Re-joining the customs union may be a hard thing for the Brexiteers to swallow, but faced with constituents whose businesses may not survive without it may just prove persuasive.
Erasmus versus Turing
Another consequence of the Brexit deal has been the demise of the UK’s involvement in the Erasmus scheme which allows students to study abroad and broaden their horizons.
Boris Johnson initially promised that the UK would continue to be part of it. But Boris doesn’t really do promises, so he changed his mind after deciding he didn’t like what was on offer.
Despite benefiting from the elitism that comes from being an old Etonian, he says he wants to spread opportunities across the UK and sees his Erasmus replacement, named after the World War Two code-breaker Alan Turing, as just the thing to democratise student mobility.
The Scottish and Welsh governments and the Labour party have been highly critical of the new scheme, claiming, among other things that free tuition and travel expenses have been scrapped and the cost of living allowance has been slashed by a fifth.

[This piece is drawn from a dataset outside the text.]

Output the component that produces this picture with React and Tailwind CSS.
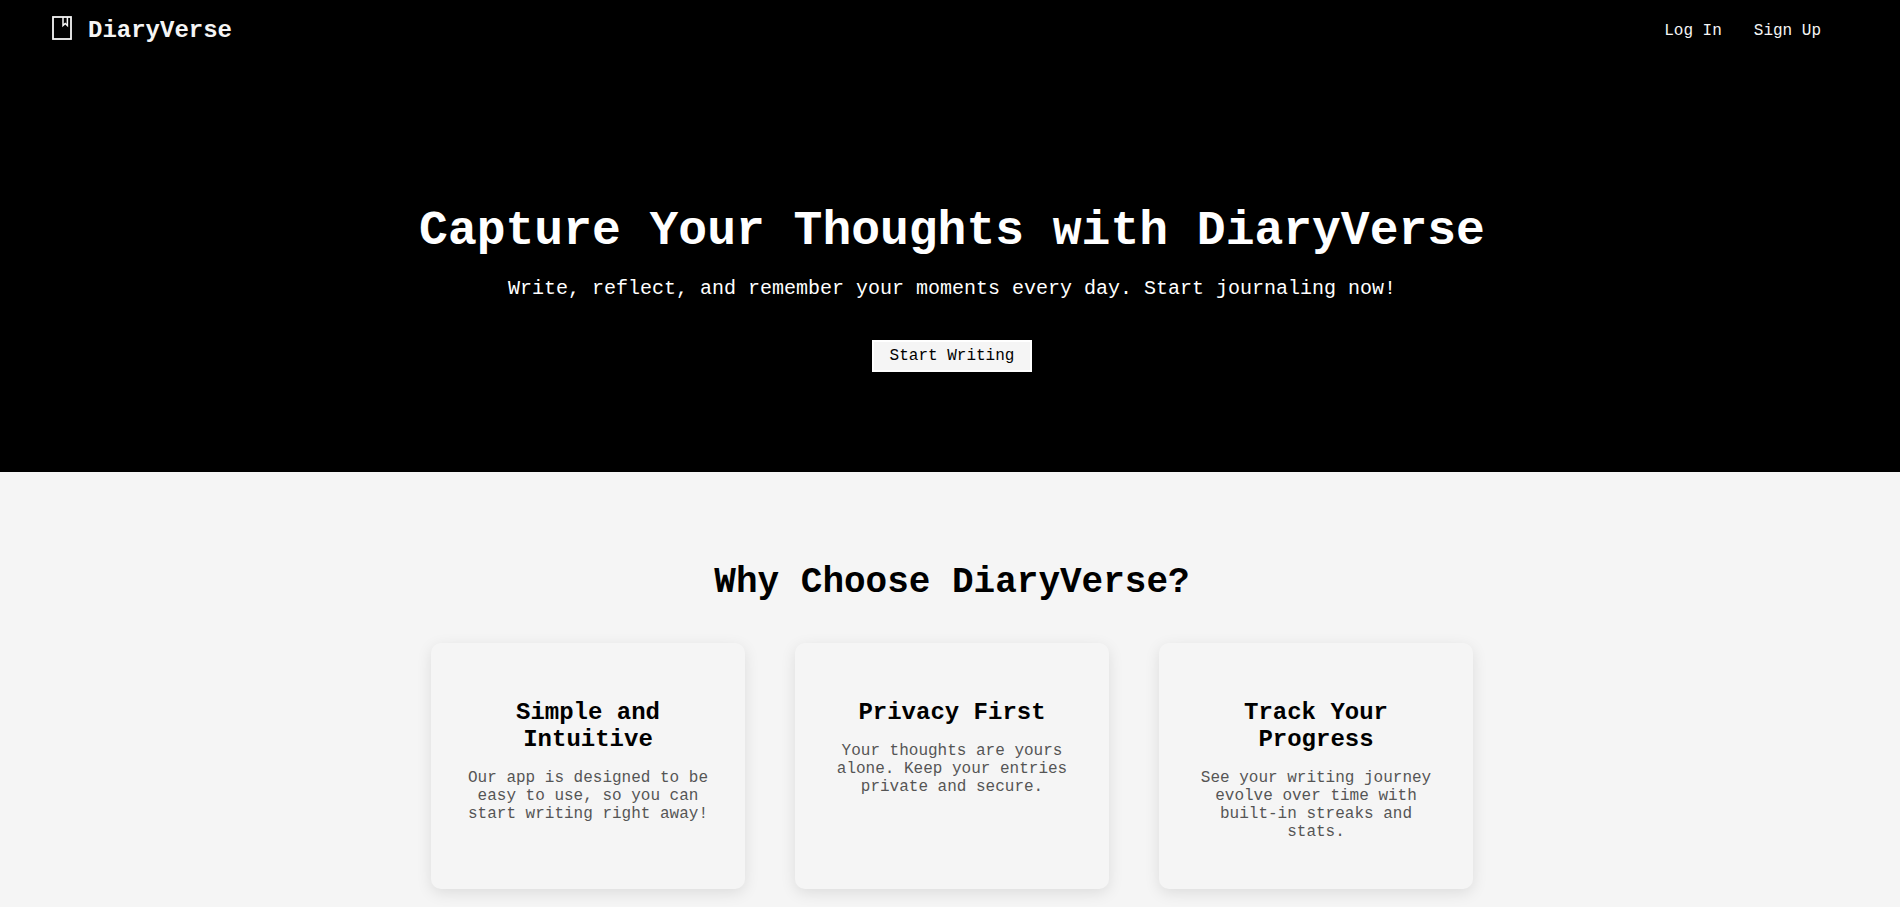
const features = [
  {
    title: "Simple and Intuitive",
    text: "Our app is designed to be easy to use, so you can start writing right away!",
  },
  {
    title: "Privacy First",
    text: "Your thoughts are yours alone. Keep your entries private and secure.",
  },
  {
    title: "Track Your Progress",
    text: "See your writing journey evolve over time with built-in streaks and stats.",
  },
];

function JournalIcon() {
  return (
    <svg viewBox="0 0 20 24" className="h-6 w-5" fill="none" stroke="currentColor" aria-hidden="true">
      <rect x="1" y="1" width="18" height="22" strokeWidth="1.8" />
      <path d="M11 1v8.5l2.2-2 2.2 2V1" strokeWidth="1.5" />
    </svg>
  );
}

export default function App() {
  return (
    <div className="min-h-screen bg-[#f5f5f5] font-['Courier_New','Liberation_Mono',monospace] text-base leading-[18px] text-black">
      <header className="flex h-[60px] items-start justify-between bg-black pt-4 pr-[79px] pl-13 leading-[30px] text-[#f5f5f5]">
        <a href="#home" className="flex gap-4">
          <JournalIcon />
          <span className="text-2xl leading-[30px] font-bold">DiaryVerse</span>
        </a>
        <nav className="flex gap-8">
          <a href="#login">Log In</a>
          <a href="#signup">Sign Up</a>
        </nav>
      </header>

      <main>
        <section className="flex flex-col items-center bg-black pt-36 pr-5 pb-[100px] pl-6 text-center text-white">
          <h1 className="text-5xl leading-[54px] font-bold">Capture Your Thoughts with DiaryVerse</h1>
          <p className="mt-5 text-xl leading-[22px]">
            Write, reflect, and remember your moments every day. Start journaling now!
          </p>
          <button type="button" className="mt-10 h-8 border-2 border-white bg-[#f5f5f5] px-4 text-black">
            Start Writing
          </button>
        </section>

        <section className="flex flex-col items-center pt-[90px] pr-5 pb-4 pl-6 text-center">
          <h2 className="text-4xl leading-[41px] font-bold">Why Choose DiaryVerse?</h2>
          <div className="mt-10 flex flex-wrap justify-center gap-[50px]">
            {features.map((feature) => (
              <article
                key={feature.title}
                className="w-[314px] rounded-[10px] px-8 pt-14 pb-12 shadow-[0_4px_15px_rgba(0,0,0,0.1)]"
              >
                <h3 className="text-2xl leading-[27px] font-bold">{feature.title}</h3>
                <p className="mt-4 text-[#555555]">{feature.text}</p>
              </article>
            ))}
          </div>
        </section>
      </main>
    </div>
  );
}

Not so, says Michelle Donelan, UK minister for universities, who dismisses many of the claims as simply inaccurate. She says the Turing scheme will reach more students from disadvantaged backgrounds through enhanced support; that travel costs will be paid, and that participants will not have to pay additional tuition fees.
The narrow focus of Erasmus certainly has its supporters. In an article I wrote in January I mentioned Charlie Cadywould, a researcher at the international think tank Policy Network who, in a paper in March 2017, noted that Erasmus “has a real problem reaching people from deprived backgrounds, ethnic minorities, and those who don’t go to university.”
He’s now a senior policy adviser to the UK government who clearly share his view.
However, there are not many things on which the SNP and Labour parties agree, and their joint concern over the Turing scheme is unlikely to fade.
They have enlisted the support of 150 MEPs who wrote to Mariya Gabriel, the European commissioner for education in Brussels, and Ursula von der Leyen, the commission president, asking if there was a way to extend Erasmus to Scotland and Wales.
Turing is initially funded for a year, allowing the UK government to tweak or scrap it. Unless, of course, the opposition gets its way, and like the customs union, we’re allowed back in to the original scheme.
Who will crack this one? That’s becoming something of an enigma.